Exercise aim
Copy every line that contains the string "React" from the entries below.

Provided information
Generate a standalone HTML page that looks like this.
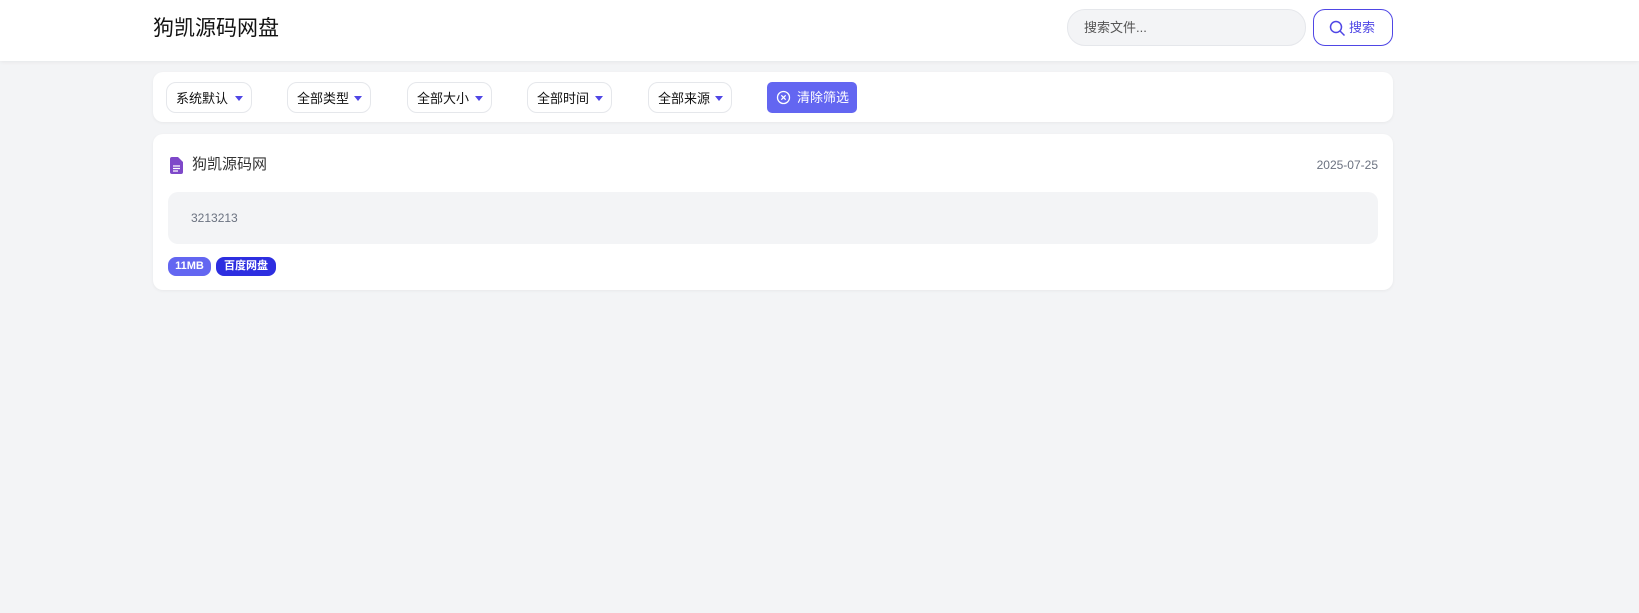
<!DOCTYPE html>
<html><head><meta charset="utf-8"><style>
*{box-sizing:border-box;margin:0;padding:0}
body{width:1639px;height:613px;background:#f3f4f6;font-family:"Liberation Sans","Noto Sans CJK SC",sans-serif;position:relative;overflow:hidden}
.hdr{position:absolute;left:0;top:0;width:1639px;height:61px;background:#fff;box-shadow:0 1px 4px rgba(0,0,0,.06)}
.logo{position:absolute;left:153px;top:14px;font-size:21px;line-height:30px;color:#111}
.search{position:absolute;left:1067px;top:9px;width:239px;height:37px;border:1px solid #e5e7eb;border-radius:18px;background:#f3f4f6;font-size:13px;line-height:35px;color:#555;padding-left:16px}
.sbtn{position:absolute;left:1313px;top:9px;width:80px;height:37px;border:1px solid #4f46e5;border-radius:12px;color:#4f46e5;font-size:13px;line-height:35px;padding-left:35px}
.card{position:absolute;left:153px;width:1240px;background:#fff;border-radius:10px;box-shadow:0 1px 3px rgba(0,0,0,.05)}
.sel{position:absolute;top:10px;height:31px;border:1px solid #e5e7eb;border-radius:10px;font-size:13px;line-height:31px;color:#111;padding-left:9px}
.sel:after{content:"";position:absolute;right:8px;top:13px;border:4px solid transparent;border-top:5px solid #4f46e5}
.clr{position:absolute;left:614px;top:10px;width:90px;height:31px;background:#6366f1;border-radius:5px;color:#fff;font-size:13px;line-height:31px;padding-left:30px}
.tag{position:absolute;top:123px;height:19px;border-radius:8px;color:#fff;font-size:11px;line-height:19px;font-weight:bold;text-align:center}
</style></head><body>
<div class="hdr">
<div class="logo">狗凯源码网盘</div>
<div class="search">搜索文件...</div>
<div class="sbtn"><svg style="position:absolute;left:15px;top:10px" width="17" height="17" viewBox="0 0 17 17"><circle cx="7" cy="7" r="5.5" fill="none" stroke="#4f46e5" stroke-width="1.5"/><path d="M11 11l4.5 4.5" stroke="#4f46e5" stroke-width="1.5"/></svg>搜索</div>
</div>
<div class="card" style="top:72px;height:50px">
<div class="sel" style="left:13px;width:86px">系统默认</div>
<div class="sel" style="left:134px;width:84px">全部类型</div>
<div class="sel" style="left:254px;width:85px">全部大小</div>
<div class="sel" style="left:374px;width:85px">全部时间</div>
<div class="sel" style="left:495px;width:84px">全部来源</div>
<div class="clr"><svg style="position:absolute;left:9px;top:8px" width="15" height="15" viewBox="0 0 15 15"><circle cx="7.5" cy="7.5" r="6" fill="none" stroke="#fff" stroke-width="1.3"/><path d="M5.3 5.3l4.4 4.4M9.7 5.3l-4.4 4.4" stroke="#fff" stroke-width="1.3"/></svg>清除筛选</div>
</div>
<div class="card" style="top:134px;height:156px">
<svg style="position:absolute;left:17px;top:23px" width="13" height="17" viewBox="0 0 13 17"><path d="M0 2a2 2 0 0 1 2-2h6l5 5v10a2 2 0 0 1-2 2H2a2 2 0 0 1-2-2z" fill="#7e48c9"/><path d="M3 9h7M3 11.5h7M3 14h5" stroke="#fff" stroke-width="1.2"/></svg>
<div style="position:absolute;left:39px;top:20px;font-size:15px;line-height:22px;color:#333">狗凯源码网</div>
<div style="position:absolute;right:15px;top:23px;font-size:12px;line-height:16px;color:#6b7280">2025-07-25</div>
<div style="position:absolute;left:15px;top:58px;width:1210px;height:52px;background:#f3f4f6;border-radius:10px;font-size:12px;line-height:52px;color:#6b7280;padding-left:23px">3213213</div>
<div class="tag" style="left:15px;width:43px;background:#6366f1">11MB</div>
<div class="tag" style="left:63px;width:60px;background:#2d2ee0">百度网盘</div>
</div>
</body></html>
---
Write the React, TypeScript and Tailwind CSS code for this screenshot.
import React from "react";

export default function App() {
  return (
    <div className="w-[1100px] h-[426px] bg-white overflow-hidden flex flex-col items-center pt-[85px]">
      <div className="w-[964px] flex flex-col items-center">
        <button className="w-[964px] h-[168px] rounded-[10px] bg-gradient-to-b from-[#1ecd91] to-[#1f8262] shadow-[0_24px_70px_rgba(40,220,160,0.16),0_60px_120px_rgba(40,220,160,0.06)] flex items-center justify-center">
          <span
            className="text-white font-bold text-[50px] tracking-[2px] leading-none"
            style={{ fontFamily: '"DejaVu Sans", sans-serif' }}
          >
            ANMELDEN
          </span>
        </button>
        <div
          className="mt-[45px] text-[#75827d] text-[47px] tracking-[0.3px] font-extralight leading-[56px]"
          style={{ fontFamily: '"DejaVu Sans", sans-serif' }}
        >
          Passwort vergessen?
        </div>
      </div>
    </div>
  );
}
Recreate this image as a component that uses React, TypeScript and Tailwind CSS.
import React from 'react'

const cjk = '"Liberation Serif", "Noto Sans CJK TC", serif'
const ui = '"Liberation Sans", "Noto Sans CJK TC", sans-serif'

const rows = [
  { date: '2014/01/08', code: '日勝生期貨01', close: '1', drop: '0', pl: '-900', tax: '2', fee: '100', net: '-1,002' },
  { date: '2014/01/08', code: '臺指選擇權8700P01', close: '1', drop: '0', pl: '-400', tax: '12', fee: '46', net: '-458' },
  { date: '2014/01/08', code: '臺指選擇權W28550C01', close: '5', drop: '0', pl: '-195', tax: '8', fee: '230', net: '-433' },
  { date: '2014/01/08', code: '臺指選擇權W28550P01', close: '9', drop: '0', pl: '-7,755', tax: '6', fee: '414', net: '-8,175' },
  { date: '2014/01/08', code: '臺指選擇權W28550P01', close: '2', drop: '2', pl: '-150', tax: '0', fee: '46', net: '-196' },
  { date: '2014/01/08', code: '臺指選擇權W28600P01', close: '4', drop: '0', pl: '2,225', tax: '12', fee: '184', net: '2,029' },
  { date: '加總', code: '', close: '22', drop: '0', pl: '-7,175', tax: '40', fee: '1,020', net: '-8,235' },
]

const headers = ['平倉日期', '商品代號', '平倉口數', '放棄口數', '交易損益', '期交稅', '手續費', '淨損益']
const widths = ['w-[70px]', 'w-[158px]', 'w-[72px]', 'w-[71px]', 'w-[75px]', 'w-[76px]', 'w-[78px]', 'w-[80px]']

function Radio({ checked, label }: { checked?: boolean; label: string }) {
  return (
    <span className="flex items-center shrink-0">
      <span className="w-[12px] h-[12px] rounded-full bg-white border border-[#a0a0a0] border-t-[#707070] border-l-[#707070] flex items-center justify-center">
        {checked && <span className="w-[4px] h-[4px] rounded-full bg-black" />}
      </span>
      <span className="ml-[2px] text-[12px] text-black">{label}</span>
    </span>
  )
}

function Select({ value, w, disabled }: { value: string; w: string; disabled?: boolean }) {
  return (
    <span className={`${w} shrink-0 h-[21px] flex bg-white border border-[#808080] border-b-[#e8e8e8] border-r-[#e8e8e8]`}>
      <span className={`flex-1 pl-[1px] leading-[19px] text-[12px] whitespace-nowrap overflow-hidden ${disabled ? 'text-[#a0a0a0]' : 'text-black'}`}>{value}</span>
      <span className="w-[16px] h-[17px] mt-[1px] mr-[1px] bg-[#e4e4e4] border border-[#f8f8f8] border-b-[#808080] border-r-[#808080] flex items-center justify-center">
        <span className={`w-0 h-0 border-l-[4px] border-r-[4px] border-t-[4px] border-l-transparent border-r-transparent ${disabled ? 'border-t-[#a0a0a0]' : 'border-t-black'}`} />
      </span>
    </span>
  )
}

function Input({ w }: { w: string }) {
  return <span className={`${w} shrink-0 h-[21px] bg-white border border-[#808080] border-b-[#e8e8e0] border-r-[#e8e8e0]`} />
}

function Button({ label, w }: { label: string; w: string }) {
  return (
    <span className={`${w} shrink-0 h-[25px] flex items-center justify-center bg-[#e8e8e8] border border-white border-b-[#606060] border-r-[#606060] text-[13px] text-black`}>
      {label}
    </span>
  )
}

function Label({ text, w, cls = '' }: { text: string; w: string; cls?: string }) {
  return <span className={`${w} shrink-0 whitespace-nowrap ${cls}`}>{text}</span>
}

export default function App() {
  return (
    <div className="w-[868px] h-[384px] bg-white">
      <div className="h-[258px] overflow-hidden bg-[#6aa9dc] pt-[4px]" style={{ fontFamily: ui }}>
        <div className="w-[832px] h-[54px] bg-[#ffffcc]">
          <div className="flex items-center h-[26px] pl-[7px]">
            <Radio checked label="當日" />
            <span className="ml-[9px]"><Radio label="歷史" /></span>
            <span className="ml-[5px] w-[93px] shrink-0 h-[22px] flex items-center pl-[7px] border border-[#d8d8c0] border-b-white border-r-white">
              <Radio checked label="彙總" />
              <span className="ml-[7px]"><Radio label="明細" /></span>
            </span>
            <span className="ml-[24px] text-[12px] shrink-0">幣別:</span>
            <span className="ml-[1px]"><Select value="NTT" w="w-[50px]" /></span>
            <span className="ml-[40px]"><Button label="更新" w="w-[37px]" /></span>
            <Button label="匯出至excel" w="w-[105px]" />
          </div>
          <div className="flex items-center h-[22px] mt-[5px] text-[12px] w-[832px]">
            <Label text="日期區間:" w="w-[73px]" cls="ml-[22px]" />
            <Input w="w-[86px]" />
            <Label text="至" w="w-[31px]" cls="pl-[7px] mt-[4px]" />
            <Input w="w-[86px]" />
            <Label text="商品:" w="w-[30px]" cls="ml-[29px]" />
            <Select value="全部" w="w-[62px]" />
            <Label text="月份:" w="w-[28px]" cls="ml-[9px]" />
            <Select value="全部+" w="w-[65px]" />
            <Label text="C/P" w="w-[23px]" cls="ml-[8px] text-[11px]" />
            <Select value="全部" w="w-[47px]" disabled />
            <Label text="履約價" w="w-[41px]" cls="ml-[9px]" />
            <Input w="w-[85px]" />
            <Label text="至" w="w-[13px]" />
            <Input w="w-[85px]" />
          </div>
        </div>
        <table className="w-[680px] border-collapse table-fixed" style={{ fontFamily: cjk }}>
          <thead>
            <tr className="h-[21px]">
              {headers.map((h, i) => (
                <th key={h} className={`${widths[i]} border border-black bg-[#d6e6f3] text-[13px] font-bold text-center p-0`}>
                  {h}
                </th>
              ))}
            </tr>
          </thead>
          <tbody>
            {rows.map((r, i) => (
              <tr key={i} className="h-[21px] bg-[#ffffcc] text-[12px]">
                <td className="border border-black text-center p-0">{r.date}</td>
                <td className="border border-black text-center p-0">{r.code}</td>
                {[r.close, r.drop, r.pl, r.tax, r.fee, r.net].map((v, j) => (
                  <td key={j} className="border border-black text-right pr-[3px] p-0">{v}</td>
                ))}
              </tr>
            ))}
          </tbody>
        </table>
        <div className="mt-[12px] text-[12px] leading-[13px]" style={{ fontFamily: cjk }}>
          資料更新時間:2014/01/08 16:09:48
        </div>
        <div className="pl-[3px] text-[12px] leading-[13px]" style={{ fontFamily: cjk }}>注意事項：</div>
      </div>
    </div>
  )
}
--
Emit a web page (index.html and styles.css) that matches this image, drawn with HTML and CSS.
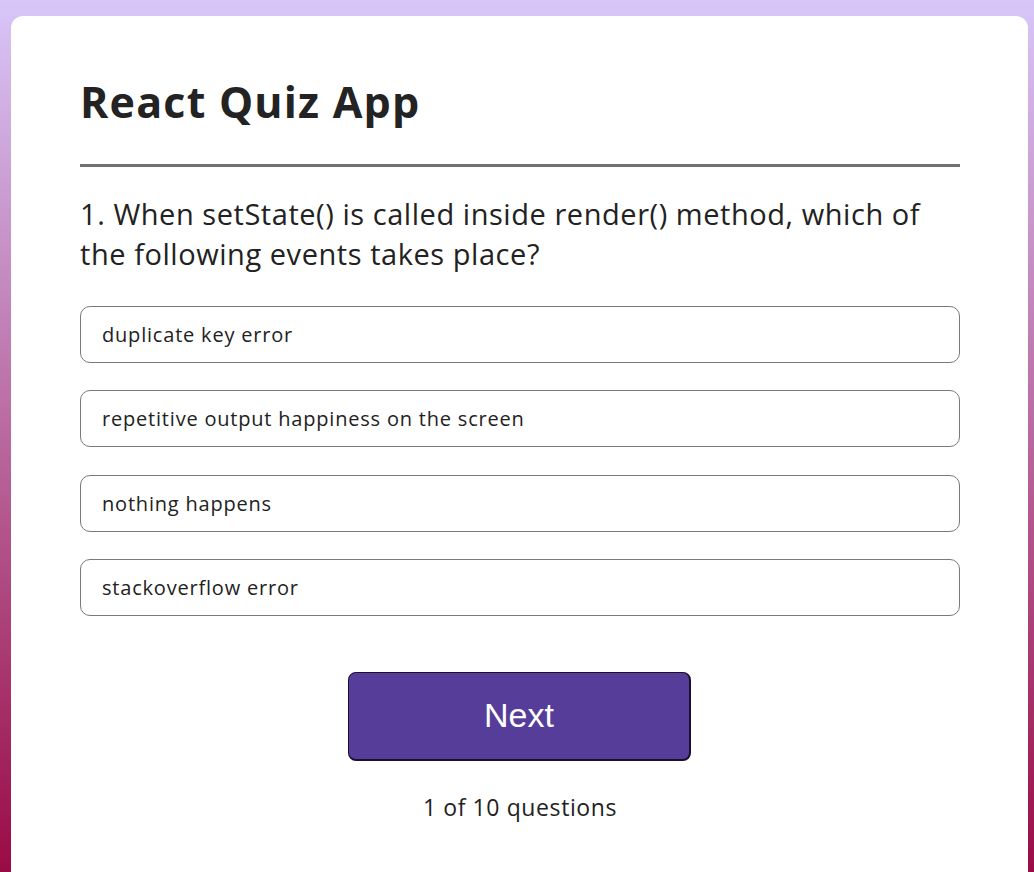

Response to the task
Write the React, TypeScript and Tailwind CSS code for this screenshot.
import React from "react";
Recreate this image as a component that uses React, TypeScript and Tailwind CSS.
import React from 'react'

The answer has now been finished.